The second RFC limitation requires Plaintiff to take a ten-minute break every two hours. (Tr. 20). However, the ALJ failed to build an “accurate and logical bridge” between the evidence and his conclusion; the ALJ did not directly cite to any evidence in support of this limitation. The ALJ’s determination here is analogous to what an ALJ found in Fisher v. Comm’r., Soc. Sec. Admin. , Civ. No. SAG 17-3165, 2018 WL 3348858, at *3 (D. Md. July 9, 2018). In Fisher , the ALJ determined that the claimant required a series of three-minute breaks each hour, yet, the ALJ “provided no support or explanation” for how the evidence supported the “extremely specific conclusion” regarding the Plaintiff’s breaks. 2018 WL 3348858, at *3. In this case, without further explanation, I am unable to ascertain how the ALJ assessed Plaintiff’s need for a ten-minute break every two hours.

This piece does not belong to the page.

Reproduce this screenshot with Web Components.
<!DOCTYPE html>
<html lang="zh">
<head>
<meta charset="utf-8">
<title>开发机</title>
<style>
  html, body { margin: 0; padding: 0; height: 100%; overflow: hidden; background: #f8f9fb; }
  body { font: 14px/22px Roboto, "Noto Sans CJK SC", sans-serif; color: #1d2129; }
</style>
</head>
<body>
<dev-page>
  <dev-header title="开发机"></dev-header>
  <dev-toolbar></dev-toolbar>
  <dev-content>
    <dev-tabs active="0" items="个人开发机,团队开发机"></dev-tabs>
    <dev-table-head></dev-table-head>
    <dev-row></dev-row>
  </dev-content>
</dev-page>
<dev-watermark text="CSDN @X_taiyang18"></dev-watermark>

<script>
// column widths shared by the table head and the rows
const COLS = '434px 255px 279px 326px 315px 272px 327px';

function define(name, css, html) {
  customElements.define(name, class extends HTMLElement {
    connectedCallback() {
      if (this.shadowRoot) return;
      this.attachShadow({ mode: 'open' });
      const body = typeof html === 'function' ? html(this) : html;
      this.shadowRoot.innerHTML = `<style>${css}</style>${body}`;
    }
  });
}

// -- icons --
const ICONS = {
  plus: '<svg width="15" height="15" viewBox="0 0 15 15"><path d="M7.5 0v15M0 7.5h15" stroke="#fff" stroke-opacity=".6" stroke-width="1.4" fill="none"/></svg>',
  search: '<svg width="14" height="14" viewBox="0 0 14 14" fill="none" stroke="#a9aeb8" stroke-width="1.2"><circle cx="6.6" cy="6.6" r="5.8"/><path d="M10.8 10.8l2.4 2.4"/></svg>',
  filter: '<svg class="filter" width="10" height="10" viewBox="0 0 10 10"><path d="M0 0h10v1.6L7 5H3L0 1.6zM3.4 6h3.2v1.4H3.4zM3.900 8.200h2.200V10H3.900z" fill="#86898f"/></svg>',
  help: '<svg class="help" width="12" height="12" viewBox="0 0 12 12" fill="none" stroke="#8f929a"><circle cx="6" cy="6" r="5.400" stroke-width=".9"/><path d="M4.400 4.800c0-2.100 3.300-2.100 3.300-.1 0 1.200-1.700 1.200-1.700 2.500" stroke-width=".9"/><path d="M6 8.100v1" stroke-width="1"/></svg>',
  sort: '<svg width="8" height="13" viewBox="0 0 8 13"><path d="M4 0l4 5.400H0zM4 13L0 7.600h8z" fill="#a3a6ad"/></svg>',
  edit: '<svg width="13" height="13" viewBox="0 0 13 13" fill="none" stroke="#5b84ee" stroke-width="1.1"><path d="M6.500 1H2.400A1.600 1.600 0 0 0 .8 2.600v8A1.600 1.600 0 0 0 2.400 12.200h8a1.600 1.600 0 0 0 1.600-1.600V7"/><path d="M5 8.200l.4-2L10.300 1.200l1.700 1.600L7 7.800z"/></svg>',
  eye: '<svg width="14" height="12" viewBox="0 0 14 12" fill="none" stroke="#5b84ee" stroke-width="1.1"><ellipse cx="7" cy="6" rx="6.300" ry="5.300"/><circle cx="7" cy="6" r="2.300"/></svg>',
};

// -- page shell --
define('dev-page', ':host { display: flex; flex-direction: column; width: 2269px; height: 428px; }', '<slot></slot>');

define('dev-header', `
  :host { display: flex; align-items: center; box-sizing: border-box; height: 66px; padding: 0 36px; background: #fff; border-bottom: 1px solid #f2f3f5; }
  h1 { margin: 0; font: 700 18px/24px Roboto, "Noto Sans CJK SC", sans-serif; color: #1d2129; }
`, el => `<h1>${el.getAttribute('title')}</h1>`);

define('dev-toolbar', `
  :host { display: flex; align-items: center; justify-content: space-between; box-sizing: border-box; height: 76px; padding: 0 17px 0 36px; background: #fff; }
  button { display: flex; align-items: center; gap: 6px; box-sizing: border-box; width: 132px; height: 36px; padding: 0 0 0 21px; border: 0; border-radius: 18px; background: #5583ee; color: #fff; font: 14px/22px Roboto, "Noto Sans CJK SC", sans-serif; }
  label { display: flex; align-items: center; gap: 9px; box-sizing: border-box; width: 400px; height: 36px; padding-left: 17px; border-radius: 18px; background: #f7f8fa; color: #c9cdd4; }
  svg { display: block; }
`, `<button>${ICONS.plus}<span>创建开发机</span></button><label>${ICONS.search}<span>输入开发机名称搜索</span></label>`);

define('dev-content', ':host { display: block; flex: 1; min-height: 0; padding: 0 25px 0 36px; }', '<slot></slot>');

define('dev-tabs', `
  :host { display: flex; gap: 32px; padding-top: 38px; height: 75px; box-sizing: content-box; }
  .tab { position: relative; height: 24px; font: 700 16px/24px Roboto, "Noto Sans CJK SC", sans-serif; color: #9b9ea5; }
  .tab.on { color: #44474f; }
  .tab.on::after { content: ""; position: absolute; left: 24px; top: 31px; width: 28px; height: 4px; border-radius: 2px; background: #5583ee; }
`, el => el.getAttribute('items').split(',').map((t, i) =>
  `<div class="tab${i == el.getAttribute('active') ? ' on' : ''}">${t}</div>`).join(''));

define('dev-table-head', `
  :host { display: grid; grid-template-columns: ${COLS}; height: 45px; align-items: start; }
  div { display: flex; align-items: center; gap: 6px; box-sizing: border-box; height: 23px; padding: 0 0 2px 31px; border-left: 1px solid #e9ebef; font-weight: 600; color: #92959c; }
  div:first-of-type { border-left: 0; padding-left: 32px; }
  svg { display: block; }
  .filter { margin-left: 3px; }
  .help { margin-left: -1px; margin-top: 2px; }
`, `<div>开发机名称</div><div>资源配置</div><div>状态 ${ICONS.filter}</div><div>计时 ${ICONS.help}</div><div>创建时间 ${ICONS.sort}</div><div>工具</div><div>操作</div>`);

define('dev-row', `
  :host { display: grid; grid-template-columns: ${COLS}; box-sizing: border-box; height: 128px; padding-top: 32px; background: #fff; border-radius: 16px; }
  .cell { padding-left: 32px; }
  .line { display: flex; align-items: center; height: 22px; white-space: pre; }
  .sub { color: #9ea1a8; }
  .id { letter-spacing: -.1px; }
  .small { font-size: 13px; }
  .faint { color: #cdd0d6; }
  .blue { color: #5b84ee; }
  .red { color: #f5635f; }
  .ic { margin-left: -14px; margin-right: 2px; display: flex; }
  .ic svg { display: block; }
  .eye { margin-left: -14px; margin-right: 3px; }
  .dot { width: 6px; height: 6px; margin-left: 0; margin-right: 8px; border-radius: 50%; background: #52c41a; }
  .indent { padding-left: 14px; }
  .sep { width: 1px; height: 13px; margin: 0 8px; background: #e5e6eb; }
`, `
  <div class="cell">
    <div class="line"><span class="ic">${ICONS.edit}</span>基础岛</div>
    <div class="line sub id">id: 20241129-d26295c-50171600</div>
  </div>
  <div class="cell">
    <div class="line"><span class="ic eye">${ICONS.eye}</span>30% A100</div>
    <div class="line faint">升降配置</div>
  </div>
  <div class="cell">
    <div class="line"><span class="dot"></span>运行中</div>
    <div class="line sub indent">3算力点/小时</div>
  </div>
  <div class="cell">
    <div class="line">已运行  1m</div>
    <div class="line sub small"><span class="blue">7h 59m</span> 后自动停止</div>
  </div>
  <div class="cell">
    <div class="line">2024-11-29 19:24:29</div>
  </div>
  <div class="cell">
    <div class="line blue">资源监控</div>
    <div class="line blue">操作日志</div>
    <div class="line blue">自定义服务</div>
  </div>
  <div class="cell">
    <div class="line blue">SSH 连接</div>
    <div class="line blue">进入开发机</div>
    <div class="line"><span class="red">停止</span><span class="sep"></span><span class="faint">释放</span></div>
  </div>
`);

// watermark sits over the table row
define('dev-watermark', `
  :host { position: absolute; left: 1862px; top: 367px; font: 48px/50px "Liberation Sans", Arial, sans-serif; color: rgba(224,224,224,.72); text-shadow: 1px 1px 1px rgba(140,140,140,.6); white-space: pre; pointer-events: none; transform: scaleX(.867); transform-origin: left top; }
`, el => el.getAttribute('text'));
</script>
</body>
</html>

Regarding the RFC limitation that Plaintiff would be “off task” twelve percent of the workday, I find that the ALJ failed to fashion a “logical bridge” between the evidence and his determination. The ALJ failed to explain how the evidence that he relied upon to support Plaintiff’s “sit or stand” limitation also supports the conclusion that Plaintiff will be expected to be “off task” for twelve percent of the workday. The lack of any explanation as to how the ALJ calculated this percentage is significant because “a one percent increase could preclude competitive employment.” Petry v. Comm’r., Soc. Sec. Admin. , Civil No. SAG-16-464, 2017 WL 680379, at *2 (D. Md. February 21, 2017) (citing Schlossnagle v. Colvin , 2016 WL 4077672, at *4 (D. Md. Aug. 1, 2016) (remanding where the ALJ failed to explain how the evidence supported the ALJ’s conclusion that Plaintiff would be “off task” ten percent of the time)).

Finally, the ALJ’s fourth finding that Plaintiff “will . . . miss ten days in a year” lacks sufficient analysis for the Court to review this conclusion meaningfully. This case is similar to Deborah P. v. Comm’r Soc. Sec. Admin. , Civ. No. SAG 18-1850, 2019 WL 1936721, at *2 (D. Md. Apr. 30, 2019). In Deborah P. , the ALJ determined that the claimant “must be allowed to miss ten days of scheduled work per year” but failed to provide a logical bridge between the claimant’s limitations and that conclusion. Civ. No. SAG 18-1850, 2019 WL 1936721, at *2 (D. Md. Apr. 30, 2019). Here, the ALJ offered no explanation for his conclusion that Plaintiff would miss ten days of work a year. Because the ALJ failed to provide any analysis as to how he reached this conclusion, I am unable to determine whether substantial evidence exists to support his finding.

In sum, the ALJ improperly grouped his analysis of three RFC limitations with his analysis of the first RFC limitation running afoul of Dowling . Accordingly, remand is warranted. On remand, the ALJ should provide a proper narrative discussion on how the evidence supports each RFC determination, and build an accurate and logical bridge from the evidence to each conclusion.

Given that this case is being remanded on other grounds, this Court will not address Plaintiff's other contentions that the ALJ improperly evaluated pertinent medical opinion evidence from Plaintiff’s treating physician and erroneously evaluated Plaintiff’s subjective complaints. On remand, the ALJ should review his analysis as to the same. Despite remanding this case for further findings consistent with this opinion, I express no opinion as to whether the ALJ’s ultimate finding that Plaintiff is not disabled, and therefore, not entitled to benefits, is correct.

For the reasons set forth above, Plaintiff’s Motion for Summary Judgment, (ECF No. 9), is DENIED and Defendant’s Motion for Summary Judgment, (ECF No. 10), is DENIED. The case is REMANDED for further proceedings in accordance with this opinion. The Clerk of the Court is directed to CLOSE this case.

Despite the informal nature of this letter, it should be flagged as an opinion and docketed as an order. Sincerely, /s/ The Honorable Gina L. Simms United States Magistrate Judge

NOTES

[1] The ALJ did not explain the meaning of his last limitation; i.e.,that Plaintiff “would miss ten days in a year.”